Task requirements: Copy exactly, and only, the lines below from the first through the one containing "const BLUE = 'text-[#3858e9]'", both included; pictures are omitted.

Provided material:

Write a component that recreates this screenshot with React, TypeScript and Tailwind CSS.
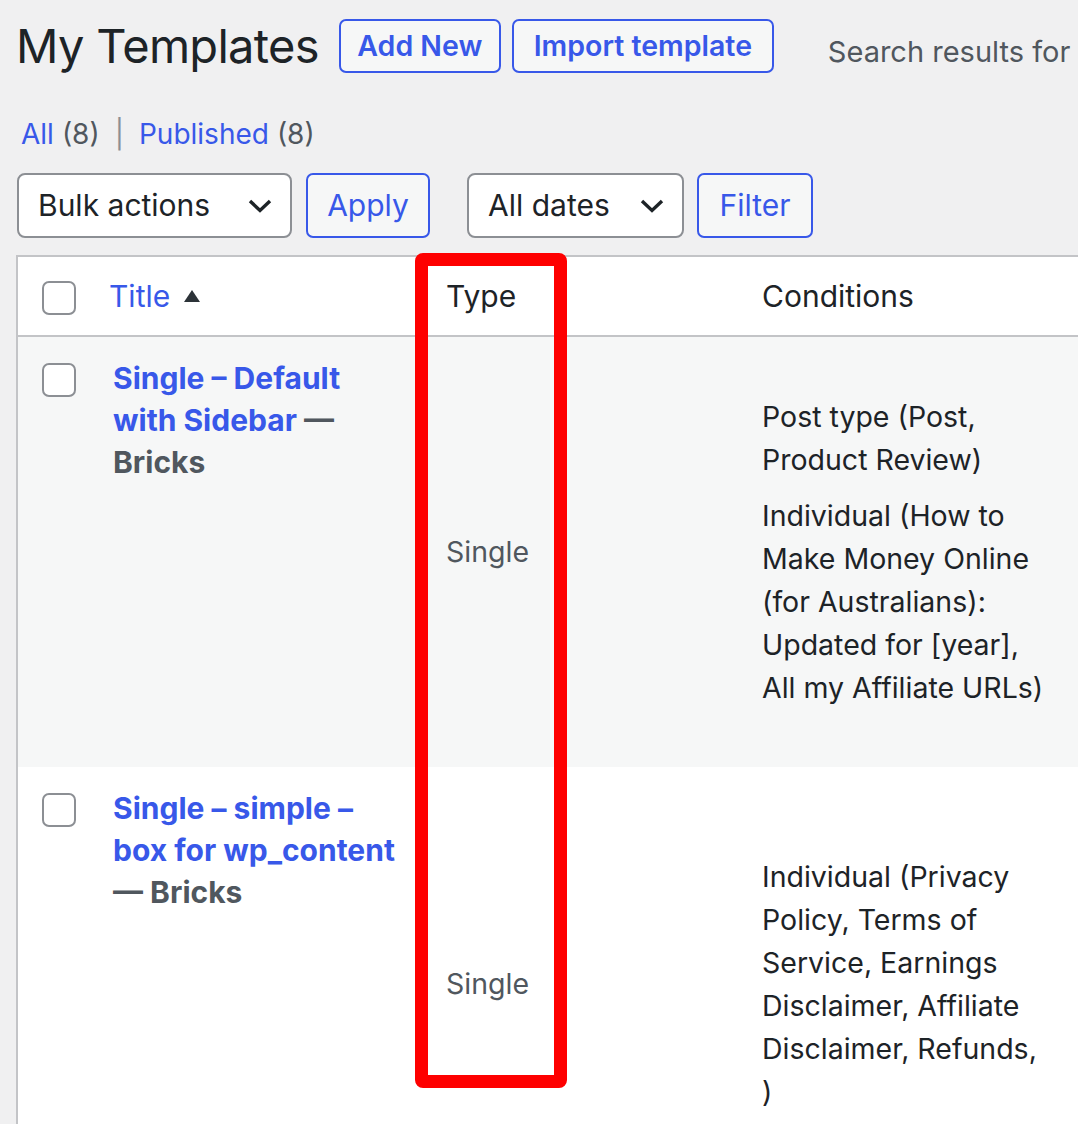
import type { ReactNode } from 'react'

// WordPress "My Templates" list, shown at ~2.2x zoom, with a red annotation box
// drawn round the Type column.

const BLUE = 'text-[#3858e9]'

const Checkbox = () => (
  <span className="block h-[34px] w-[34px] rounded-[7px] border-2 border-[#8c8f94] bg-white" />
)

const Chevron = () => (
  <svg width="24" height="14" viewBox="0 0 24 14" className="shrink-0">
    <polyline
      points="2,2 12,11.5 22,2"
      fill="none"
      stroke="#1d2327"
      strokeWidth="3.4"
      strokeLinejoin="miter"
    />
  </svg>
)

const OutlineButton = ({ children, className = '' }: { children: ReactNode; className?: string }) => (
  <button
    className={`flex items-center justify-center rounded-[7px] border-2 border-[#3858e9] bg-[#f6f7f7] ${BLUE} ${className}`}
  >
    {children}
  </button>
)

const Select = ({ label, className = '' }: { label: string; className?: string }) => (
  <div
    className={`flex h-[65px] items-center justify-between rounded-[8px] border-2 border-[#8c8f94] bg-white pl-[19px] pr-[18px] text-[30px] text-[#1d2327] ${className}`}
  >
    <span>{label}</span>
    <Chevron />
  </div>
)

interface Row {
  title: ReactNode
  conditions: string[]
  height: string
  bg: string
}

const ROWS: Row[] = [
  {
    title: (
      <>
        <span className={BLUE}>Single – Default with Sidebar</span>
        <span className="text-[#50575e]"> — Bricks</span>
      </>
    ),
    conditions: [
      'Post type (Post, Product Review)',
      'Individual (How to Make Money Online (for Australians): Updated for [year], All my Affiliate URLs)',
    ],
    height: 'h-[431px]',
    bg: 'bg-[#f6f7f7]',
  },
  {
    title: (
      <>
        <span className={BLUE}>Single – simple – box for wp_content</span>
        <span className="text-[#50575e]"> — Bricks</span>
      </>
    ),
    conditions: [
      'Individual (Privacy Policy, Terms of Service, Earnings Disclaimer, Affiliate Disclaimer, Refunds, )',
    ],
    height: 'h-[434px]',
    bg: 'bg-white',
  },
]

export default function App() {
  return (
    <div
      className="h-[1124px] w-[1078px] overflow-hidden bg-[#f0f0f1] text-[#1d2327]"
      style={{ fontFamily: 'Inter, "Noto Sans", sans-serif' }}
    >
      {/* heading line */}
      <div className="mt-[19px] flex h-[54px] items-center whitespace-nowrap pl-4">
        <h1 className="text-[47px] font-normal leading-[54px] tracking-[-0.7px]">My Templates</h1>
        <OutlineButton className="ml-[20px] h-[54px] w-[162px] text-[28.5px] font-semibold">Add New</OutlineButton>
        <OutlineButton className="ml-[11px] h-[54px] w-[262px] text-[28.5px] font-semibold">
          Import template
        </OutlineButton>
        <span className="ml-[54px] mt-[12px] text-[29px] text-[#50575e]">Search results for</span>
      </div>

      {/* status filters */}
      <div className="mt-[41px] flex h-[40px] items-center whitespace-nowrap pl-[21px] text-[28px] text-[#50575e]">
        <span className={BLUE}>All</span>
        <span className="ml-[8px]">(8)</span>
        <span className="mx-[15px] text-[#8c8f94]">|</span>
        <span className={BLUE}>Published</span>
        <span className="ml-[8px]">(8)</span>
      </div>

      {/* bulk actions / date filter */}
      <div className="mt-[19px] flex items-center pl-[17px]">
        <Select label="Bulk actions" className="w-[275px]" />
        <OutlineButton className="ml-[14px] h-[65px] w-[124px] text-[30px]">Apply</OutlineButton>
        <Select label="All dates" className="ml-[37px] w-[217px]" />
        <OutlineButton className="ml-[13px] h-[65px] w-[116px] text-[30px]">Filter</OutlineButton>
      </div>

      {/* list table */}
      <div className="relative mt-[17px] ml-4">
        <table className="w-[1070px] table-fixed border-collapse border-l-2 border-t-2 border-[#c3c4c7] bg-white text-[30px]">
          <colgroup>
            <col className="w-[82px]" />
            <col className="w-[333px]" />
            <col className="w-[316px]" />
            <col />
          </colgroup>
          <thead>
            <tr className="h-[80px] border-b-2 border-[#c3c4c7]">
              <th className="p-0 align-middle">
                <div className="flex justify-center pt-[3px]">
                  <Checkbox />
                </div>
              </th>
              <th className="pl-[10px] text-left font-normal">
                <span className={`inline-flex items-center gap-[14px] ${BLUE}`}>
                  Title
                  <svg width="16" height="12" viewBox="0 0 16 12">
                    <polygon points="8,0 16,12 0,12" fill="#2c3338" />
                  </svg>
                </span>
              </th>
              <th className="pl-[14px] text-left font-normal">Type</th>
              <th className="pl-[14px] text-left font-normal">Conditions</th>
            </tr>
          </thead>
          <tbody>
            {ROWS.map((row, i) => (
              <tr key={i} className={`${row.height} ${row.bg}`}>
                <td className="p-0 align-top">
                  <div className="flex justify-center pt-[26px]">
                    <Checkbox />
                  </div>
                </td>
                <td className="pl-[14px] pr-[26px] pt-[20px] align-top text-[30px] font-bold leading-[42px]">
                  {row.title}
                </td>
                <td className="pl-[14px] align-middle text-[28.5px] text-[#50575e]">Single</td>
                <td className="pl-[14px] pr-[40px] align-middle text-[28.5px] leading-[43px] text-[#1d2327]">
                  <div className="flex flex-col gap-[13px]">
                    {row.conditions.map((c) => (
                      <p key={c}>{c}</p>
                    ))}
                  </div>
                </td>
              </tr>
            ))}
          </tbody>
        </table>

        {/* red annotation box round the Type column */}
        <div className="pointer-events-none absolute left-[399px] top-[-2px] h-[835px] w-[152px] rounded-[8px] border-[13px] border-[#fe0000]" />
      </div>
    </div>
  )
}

Response to the exercise:
Write a component that recreates this screenshot with React, TypeScript and Tailwind CSS.
import type { ReactNode } from 'react'

// WordPress "My Templates" list, shown at ~2.2x zoom, with a red annotation box
// drawn round the Type column.

const BLUE = 'text-[#3858e9]'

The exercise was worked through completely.